眉村卓:『司政官全短編』(東京創元社) [book]
著者の『引き潮のとき』を読みかけたのは20歳前後のころで当時から買っていた「SFマガジン」の巻頭連載の半ばだった。中学生からのSFファンでありながら、そのときまで眉村卓の小説を読んだことはなくどうせ長いだけの退屈なもの、とおもっていたがさにあらず。青春18切符で名古屋から横浜まで鈍行で移動中に一巻目を読みきっていたのだった。
あれから20年、実は『引き潮のとき』全五巻は購入はしたものの2巻目で挫折。3巻目からはちょうど就職して以降に刊行されていたから忙しさにかまけて読み進めなかったのだろう。いまでも実家の段ボール箱の中にひっそりと眠っているはずだ。
さて『司政官 全短編』だが、実はもう少しで読了するところなんだけどこれだけ読み終わるのがもったいない、と思う小説は久しぶりだ。

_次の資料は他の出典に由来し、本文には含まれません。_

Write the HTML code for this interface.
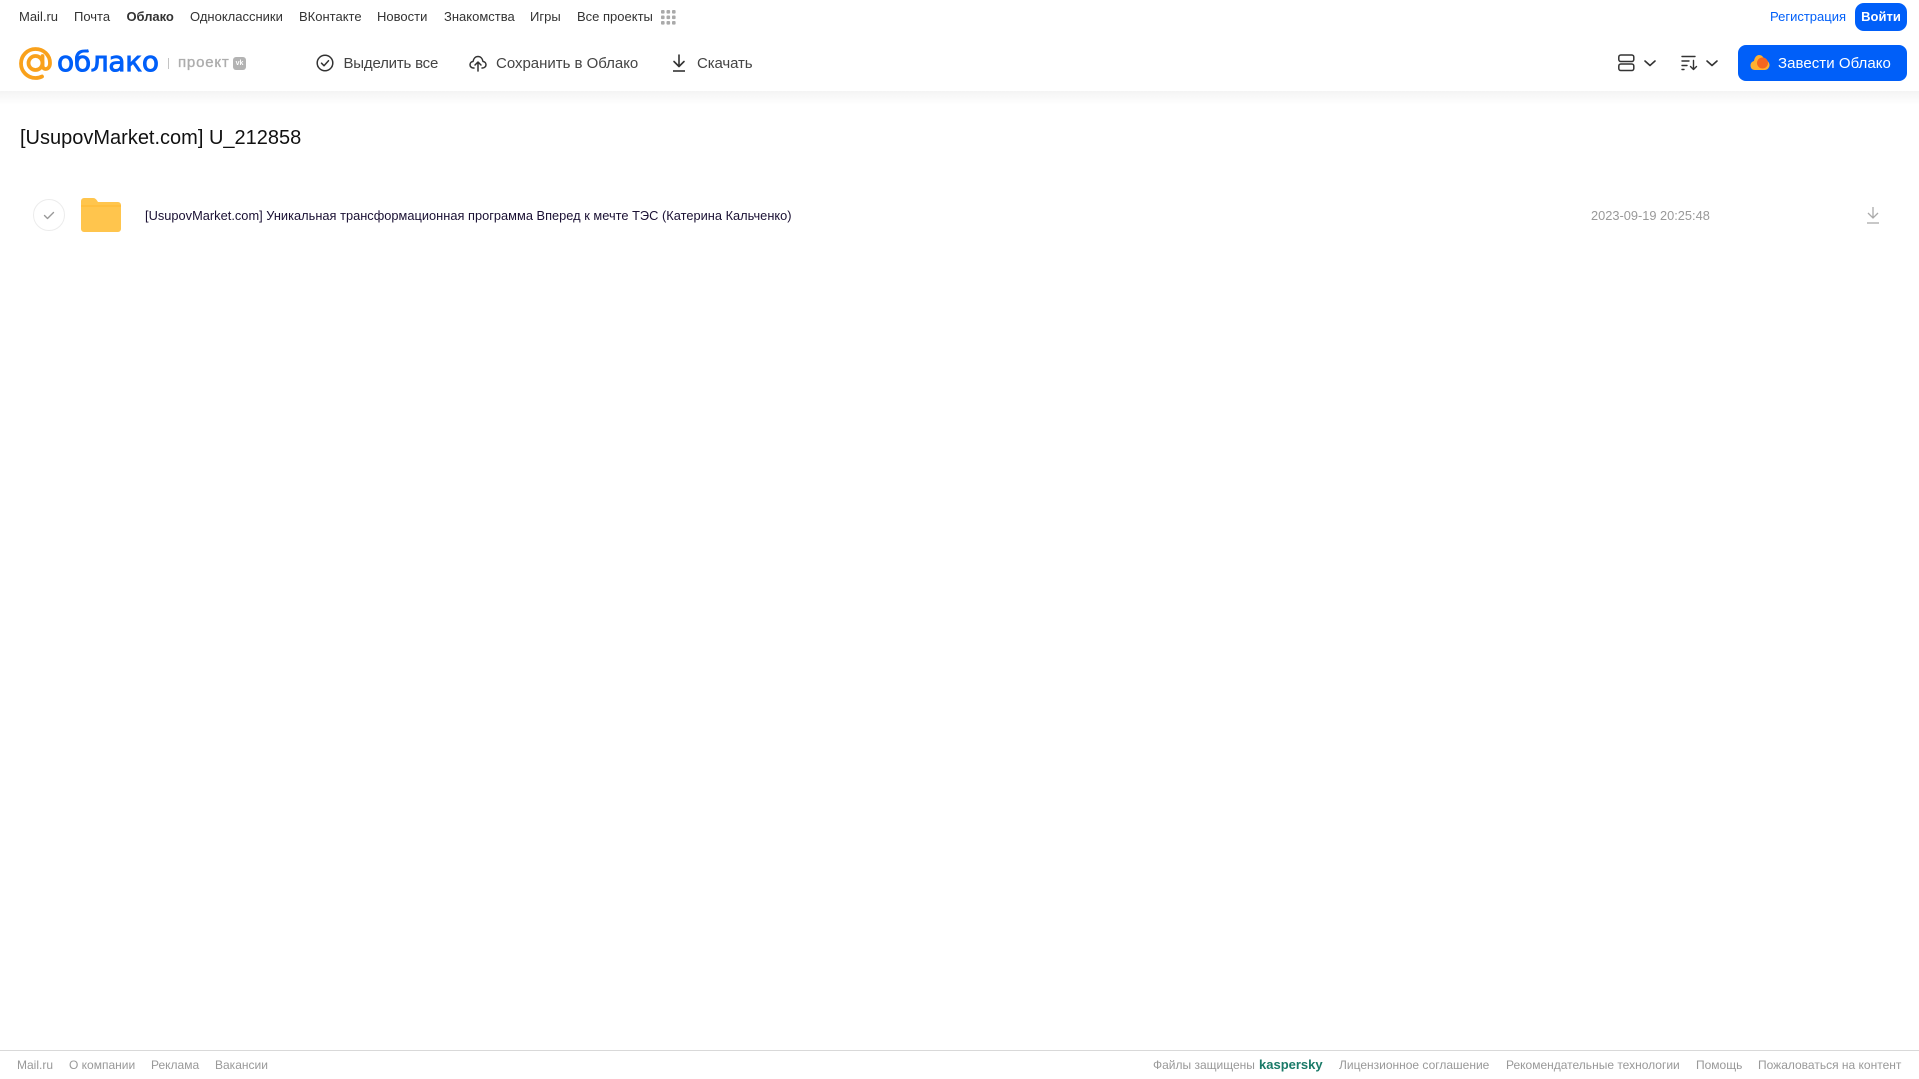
<!DOCTYPE html>
<html lang="ru"><head><meta charset="utf-8"><title>Облако</title>
<style>
html,body{margin:0;padding:0;background:#fff}
body{width:1919px;height:1079px;position:relative;overflow:hidden;font-family:"Liberation Sans",sans-serif}
.t{position:absolute;white-space:nowrap;line-height:20px}
.n{font-size:13px;color:#333;top:7px}
.h{font-size:15px;color:#444;top:54px;letter-spacing:-.12px}
.f{font-size:12px;color:#999;top:1055px}
svg{position:absolute;overflow:visible}
</style></head><body>
<div style="position:absolute;left:0;top:91px;width:1919px;height:14px;background:linear-gradient(#f4f4f4,#fff)"></div>
<span class="t n" style="left:19px">Mail.ru</span>
<span class="t n" style="left:74px">Почта</span>
<span class="t n" style="left:126.500px;font-weight:700;letter-spacing:-.05px">Облако</span>
<span class="t n" style="left:190px">Одноклассники</span>
<span class="t n" style="left:299px">ВКонтакте</span>
<span class="t n" style="left:377px">Новости</span>
<span class="t n" style="left:444px">Знакомства</span>
<span class="t n" style="left:530px">Игры</span>
<span class="t n" style="left:577px">Все проекты</span>
<svg style="left:661px;top:10px" width="15" height="15" fill="#aaa"><rect x="0" y="0" width="3.600" height="3.600" rx="1"/><rect x="5.500" y="0" width="3.600" height="3.600" rx="1"/><rect x="11" y="0" width="3.600" height="3.600" rx="1"/><rect x="0" y="5.500" width="3.600" height="3.600" rx="1"/><rect x="5.500" y="5.500" width="3.600" height="3.600" rx="1"/><rect x="11" y="5.500" width="3.600" height="3.600" rx="1"/><rect x="0" y="11" width="3.600" height="3.600" rx="1"/><rect x="5.500" y="11" width="3.600" height="3.600" rx="1"/><rect x="11" y="11" width="3.600" height="3.600" rx="1"/></svg>

<svg style="left:19px;top:47px" width="33" height="33" viewBox="0 0 33 33" fill="none" stroke="#f9a11b" stroke-width="3.800"><circle cx="16.500" cy="16" r="7"/><path d="M23.500 9v9.500c0 5 7.500 5 7.500-2.500C31 8 24.500 2 16.500 2S2 8.500 2 16.500 8.500 31 16.500 31c2.500 0 4.500-.5 6.500-1.500" stroke-linecap="round"/></svg>
<span class="t" style="left:57px;top:44px;line-height:36px;font-family:'DejaVu Sans',sans-serif;font-size:28px;font-weight:400;color:#005ff9;-webkit-text-stroke:.9px #005ff9;letter-spacing:-.3px">облако</span>
<div style="position:absolute;left:168px;top:58px;width:1px;height:11px;background:#c4c4c4"></div>
<span class="t" style="left:178px;top:53px;font-size:15px;color:#adadad;-webkit-text-stroke:.35px #adadad;letter-spacing:.8px">проект</span>
<div style="position:absolute;left:233px;top:57px;width:13px;height:13px;border-radius:3px;background:#b3b3b3;color:#fff;font-size:7px;font-weight:700;line-height:13px;text-align:center">vk</div>

<svg style="left:316px;top:54px" width="18" height="18" viewBox="0 0 18 18" fill="none" stroke="#333" stroke-width="1.500"><circle cx="9" cy="9" r="7.800"/><path d="M5.500 9.200l2.500 2.500 4.500-5" stroke-linecap="round" stroke-linejoin="round"/></svg>
<span class="t h" style="left:343.500px;letter-spacing:-.2px">Выделить все</span>
<svg style="left:469px;top:54px" width="18" height="18" viewBox="0 0 18 18" fill="none" stroke="#333" stroke-width="1.500" stroke-linecap="round" stroke-linejoin="round"><path d="M5 14H4.500C2.500 14 1 12.500 1 10.700s1.300-3 3-3.200C4.500 4.500 6.500 2.500 9 2.500s4.500 2 5 5c1.700.2 3 1.500 3 3.200S15.500 14 13.500 14H13"/><path d="M9 17V8.500M6 11l3-3 3 3"/></svg>
<span class="t h" style="left:496px;letter-spacing:-.02px">Сохранить в Облако</span>
<svg style="left:671px;top:54px" width="16" height="18" viewBox="0 0 16 18" fill="none" stroke="#333" stroke-width="1.600"><path d="M8 1v11M3 7.500L8 12.500l5-5" stroke-linecap="round" stroke-linejoin="round"/><path d="M2 17h12"/></svg>
<span class="t h" style="left:697px">Скачать</span>

<span class="t n" style="left:1770px;color:#005ff9">Регистрация</span>
<div style="position:absolute;left:1855px;top:3px;width:52px;height:28px;border-radius:9px;background:#005ff9;color:#fff;font-size:13px;font-weight:700;line-height:28px;text-align:center">Войти</div>

<svg style="left:1618px;top:54px" width="17" height="18" viewBox="0 0 17 18" fill="none" stroke="#333" stroke-width="1.500"><rect x=".8" y="1" width="15" height="6.500" rx="2"/><rect x=".8" y="10" width="15" height="6.500" rx="2"/></svg>
<svg style="left:1644px;top:60px" width="12" height="7" fill="none" stroke="#333" stroke-width="1.600" stroke-linecap="round" stroke-linejoin="round"><path d="M1 1l5 4.500L11 1"/></svg>
<svg style="left:1681px;top:55px" width="17" height="16" viewBox="0 0 17 16" fill="none" stroke="#333" stroke-width="1.400" stroke-linecap="round" stroke-linejoin="round"><path d="M1 1.500h13M1 6h7M1 10.500h5M1 14.500h2M12.500 5.500v9M9.500 11.500l3 3 3-3"/></svg>
<svg style="left:1706px;top:60px" width="12" height="7" fill="none" stroke="#333" stroke-width="1.600" stroke-linecap="round" stroke-linejoin="round"><path d="M1 1l5 4.500L11 1"/></svg>

<div style="position:absolute;left:1738px;top:45px;width:169px;height:36px;border-radius:8px;background:#005ff9"></div>
<svg style="left:1750px;top:54px" width="20" height="17" viewBox="0 0 20 17"><path d="M5 16C2 16 .5 14 .5 11.500S2 7.500 4 7C4.500 3.500 6.500 1 9 1c3 0 5 2.500 5.500 5 3 .2 5 2.500 5 5s-2 5-5 5z" fill="#ffb02e"/><circle cx="12.500" cy="9" r="5.500" fill="#f4661f"/></svg>
<span class="t h" style="left:1778px;color:#fff;letter-spacing:.05px">Завести Облако</span>

<span class="t" style="left:20px;top:126px;line-height:24px;font-size:20px;color:#111">[UsupovMarket.com] U_212858</span>

<svg style="left:33px;top:199px" width="32" height="32" viewBox="0 0 32 32" fill="none"><circle cx="16" cy="16" r="15.500" stroke="#ececec"/><path d="M11.500 16.500l3 3 6-6" stroke="#999" stroke-width="1.400" stroke-linecap="round" stroke-linejoin="round"/></svg>
<svg style="left:81px;top:198px" width="40" height="34" viewBox="0 0 40 34"><path d="M0 3a3 3 0 0 1 3-3h9c2 0 3 1 4 2.500l1 1.500h20a3 3 0 0 1 3 3v24a3 3 0 0 1-3 3H3a3 3 0 0 1-3-3z" fill="#ffc54d"/><path d="M0 8h40" stroke="#ffb62e" stroke-width="1"/></svg>
<span class="t" style="left:145px;top:206px;font-size:12.800px;letter-spacing:.02px;color:#1a1033">[UsupovMarket.com] Уникальная трансформационная программа Вперед к мечте ТЭС (Катерина Кальченко)</span>
<span class="t" style="left:1591px;top:206px;font-size:12.800px;color:#999">2023-09-19 20:25:48</span>
<svg style="left:1866px;top:206px" width="14" height="18" viewBox="0 0 14 18" fill="none" stroke="#aaa" stroke-width="1.300"><path d="M7 1v11M2 7l5 5 5-5"/><path d="M1 17h12"/></svg>

<div style="position:absolute;left:0;top:1050px;width:1919px;height:1px;background:#d9d9d9"></div>
<span class="t f" style="left:17px">Mail.ru</span>
<span class="t f" style="left:69px">О компании</span>
<span class="t f" style="left:151px">Реклама</span>
<span class="t f" style="left:215px">Вакансии</span>
<span class="t f" style="left:1153px">Файлы защищены</span>
<span class="t" style="left:1259px;top:1055px;font-size:13px;font-weight:700;color:#1a7a68">kaspersky</span>
<span class="t f" style="left:1339px">Лицензионное соглашение</span>
<span class="t f" style="left:1506px">Рекомендательные технологии</span>
<span class="t f" style="left:1696px">Помощь</span>
<span class="t f" style="left:1758px">Пожаловаться на контент</span>
</body></html>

「長い暁」からはじまり「限界のヤヌス」までの全5編は1970年代から1980年代に書かれたものだがまったく古びていないところがすごい。
いや、もちろんロボット官僚などというガジェットそれ自体は古くさいのかもしれないけれど、そのガジェットが現代風のものに置き換わったとしても著者の登場ロボットたちに言わせることは変わらないと思う。官僚ロボットたちは惑星統括のために冷徹な計算を進め、一方で統括する惑星で 起こる事象や原住者たち、そして人間たちとの間に入り思索する司政官の相克にドラマが生まれる。
これだけ登場人物たちが細かに考える小説は少ないのではないか。その考え方に対して共感を覚えるところにこのシリーズを読み進める 快感がある。そしてなによりすばらしいのが、この小説がまぎれもなくSF小説であることだ。
うーん。『引き潮のとき』実家から回収してこようかな。それもそうだけど、この勢いで『消滅の光輪』も復刊してください>東京創元社さん。